▼

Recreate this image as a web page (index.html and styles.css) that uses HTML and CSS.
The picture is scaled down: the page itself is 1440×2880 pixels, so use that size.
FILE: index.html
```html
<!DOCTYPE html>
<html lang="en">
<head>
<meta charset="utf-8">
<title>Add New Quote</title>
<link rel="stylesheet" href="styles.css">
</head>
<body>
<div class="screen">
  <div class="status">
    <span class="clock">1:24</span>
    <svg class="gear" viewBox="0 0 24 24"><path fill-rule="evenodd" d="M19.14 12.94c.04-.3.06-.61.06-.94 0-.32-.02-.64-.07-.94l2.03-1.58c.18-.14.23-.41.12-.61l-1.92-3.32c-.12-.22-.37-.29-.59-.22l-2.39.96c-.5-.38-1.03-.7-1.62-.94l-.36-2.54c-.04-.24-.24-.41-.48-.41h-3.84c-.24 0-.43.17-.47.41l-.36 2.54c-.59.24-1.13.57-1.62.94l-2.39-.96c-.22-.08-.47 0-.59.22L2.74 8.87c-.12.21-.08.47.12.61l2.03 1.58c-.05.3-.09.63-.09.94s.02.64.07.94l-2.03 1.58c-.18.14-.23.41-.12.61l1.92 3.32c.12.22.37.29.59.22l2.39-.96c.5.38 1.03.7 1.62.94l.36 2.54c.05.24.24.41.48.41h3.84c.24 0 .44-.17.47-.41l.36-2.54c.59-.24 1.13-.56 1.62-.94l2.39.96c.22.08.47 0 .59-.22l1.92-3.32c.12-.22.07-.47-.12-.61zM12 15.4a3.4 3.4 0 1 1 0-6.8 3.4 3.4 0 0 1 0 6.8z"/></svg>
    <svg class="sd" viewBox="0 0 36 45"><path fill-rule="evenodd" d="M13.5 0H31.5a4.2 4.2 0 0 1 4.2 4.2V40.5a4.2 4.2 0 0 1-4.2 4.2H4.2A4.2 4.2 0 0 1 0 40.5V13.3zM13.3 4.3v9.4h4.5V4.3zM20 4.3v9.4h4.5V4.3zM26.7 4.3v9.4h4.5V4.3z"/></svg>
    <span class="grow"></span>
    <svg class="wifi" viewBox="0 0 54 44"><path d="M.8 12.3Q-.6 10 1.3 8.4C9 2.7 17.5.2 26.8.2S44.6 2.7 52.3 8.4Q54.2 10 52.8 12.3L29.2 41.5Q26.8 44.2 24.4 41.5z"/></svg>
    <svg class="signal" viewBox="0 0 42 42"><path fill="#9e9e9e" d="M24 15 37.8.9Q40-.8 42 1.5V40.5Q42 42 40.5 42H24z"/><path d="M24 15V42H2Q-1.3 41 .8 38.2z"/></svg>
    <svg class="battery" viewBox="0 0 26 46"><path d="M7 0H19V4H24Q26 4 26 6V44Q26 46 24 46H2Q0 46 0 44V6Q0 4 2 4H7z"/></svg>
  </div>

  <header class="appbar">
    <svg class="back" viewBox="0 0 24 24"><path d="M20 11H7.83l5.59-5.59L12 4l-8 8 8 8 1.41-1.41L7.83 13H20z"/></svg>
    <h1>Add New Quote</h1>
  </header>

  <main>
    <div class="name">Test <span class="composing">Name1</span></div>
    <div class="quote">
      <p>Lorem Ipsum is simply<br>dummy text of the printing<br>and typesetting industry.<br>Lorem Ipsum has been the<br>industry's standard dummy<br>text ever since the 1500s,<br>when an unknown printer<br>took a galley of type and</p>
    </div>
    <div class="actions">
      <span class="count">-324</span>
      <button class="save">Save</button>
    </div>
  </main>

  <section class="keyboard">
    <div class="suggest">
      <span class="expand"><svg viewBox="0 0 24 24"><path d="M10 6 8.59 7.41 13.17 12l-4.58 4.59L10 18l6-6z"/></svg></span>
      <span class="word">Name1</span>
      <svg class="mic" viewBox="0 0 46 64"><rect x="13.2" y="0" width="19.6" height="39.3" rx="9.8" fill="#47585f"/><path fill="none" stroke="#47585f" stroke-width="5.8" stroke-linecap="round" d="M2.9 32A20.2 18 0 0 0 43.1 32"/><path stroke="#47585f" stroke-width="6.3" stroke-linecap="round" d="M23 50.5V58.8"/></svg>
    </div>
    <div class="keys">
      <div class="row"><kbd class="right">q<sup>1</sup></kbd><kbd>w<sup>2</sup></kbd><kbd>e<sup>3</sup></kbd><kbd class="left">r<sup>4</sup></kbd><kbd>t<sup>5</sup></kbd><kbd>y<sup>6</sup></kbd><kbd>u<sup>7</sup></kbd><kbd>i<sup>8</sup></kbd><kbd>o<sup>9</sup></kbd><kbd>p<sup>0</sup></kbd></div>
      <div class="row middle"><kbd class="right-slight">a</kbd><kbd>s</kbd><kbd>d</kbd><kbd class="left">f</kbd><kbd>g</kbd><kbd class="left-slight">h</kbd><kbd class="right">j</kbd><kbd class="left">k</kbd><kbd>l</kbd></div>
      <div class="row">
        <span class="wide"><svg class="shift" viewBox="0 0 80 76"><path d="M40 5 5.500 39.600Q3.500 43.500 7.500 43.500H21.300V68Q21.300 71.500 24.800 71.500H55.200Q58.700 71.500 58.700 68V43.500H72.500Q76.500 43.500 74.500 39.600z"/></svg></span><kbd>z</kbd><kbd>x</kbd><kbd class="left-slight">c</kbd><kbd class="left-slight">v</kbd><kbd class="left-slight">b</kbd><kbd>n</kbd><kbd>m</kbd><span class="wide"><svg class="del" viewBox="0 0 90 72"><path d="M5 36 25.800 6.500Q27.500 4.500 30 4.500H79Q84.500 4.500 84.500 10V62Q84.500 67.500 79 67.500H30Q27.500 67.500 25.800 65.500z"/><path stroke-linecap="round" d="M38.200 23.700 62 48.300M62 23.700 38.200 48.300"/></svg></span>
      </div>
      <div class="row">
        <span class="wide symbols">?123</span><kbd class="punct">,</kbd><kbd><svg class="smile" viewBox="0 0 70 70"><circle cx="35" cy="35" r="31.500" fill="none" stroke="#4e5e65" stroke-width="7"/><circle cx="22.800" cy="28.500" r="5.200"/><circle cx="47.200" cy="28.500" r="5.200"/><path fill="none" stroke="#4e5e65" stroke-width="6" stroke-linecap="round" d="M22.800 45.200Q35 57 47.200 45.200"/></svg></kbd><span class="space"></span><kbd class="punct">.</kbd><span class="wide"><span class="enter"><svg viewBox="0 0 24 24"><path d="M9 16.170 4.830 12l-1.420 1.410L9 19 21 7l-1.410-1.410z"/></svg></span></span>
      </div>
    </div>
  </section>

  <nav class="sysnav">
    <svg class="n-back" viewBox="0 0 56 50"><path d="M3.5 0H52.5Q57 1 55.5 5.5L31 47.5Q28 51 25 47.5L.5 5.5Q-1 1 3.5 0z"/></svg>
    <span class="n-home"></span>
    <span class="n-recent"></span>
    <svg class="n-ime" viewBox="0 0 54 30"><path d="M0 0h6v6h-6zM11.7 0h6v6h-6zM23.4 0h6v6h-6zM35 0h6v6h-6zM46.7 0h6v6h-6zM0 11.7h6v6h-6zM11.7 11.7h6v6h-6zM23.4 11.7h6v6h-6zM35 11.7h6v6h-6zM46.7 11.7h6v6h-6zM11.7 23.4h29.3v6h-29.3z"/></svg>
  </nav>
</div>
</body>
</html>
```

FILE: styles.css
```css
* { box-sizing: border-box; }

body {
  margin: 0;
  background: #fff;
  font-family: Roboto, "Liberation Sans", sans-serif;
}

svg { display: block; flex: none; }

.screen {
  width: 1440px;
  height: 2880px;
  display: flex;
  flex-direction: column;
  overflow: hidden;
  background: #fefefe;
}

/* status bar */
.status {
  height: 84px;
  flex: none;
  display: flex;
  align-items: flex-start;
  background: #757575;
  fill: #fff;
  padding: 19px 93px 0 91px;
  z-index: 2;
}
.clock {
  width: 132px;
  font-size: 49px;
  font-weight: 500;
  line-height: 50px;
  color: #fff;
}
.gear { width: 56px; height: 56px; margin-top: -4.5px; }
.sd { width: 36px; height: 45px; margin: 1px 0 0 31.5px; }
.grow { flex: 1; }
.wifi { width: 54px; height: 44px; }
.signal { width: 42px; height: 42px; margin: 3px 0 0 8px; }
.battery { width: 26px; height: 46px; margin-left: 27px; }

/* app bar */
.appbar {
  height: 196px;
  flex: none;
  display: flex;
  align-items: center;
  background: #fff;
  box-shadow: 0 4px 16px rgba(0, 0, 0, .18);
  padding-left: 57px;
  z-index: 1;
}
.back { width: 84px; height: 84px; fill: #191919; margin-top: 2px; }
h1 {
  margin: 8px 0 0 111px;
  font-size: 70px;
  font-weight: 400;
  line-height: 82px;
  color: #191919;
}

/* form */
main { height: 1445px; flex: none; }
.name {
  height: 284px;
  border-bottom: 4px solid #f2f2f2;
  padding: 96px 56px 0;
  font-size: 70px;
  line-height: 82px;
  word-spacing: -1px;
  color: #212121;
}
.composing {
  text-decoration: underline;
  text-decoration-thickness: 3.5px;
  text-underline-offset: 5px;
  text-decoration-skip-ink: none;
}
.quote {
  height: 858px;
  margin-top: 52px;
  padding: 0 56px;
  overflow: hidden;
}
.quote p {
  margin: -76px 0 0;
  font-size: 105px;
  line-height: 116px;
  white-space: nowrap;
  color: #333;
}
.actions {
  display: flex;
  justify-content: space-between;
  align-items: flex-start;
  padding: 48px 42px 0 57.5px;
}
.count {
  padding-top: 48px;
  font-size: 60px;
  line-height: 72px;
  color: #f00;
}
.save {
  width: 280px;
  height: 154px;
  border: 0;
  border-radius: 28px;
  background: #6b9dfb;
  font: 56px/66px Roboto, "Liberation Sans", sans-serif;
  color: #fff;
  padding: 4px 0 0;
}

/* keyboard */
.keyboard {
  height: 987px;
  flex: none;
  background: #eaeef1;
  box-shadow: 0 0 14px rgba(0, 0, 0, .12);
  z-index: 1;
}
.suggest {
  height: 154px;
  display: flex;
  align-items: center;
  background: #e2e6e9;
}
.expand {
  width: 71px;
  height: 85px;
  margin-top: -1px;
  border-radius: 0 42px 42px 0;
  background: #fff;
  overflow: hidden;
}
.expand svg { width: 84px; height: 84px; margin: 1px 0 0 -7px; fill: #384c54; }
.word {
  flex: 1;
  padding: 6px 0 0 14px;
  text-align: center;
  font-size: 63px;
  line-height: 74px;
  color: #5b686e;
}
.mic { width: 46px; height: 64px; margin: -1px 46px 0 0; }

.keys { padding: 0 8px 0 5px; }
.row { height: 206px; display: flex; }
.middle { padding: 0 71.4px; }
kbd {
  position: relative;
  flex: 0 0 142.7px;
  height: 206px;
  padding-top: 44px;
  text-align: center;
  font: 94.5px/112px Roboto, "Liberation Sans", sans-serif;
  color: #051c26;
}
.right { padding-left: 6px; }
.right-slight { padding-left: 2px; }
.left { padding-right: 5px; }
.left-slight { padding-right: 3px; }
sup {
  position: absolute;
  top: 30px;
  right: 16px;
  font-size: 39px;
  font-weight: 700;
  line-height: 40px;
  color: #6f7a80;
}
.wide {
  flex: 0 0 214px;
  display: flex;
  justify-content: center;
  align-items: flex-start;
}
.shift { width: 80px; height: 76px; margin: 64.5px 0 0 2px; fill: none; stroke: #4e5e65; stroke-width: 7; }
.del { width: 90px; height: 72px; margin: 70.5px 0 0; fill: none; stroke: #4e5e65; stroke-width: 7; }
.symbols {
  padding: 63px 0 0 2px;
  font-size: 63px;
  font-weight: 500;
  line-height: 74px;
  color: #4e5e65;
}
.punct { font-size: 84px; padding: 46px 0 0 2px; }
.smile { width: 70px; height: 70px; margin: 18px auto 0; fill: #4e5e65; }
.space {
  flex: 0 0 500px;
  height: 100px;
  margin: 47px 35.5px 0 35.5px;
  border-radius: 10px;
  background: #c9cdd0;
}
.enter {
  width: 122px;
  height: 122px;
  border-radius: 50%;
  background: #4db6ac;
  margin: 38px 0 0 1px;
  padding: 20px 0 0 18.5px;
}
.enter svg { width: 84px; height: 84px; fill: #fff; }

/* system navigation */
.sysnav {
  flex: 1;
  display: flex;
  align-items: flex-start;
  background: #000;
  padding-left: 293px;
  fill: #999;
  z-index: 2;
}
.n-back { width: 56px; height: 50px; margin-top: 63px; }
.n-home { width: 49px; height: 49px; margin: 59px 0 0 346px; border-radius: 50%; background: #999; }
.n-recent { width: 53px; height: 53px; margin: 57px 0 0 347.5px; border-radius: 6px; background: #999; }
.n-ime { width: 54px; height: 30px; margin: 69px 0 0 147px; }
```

▲

EXERCISE AIM: Copy out every line that includes the word "page".

PROBLEM SOLUTION:
Recreate this image as a web page (index.html and styles.css) that uses HTML and CSS.
The picture is scaled down: the page itself is 1440×2880 pixels, so use that size.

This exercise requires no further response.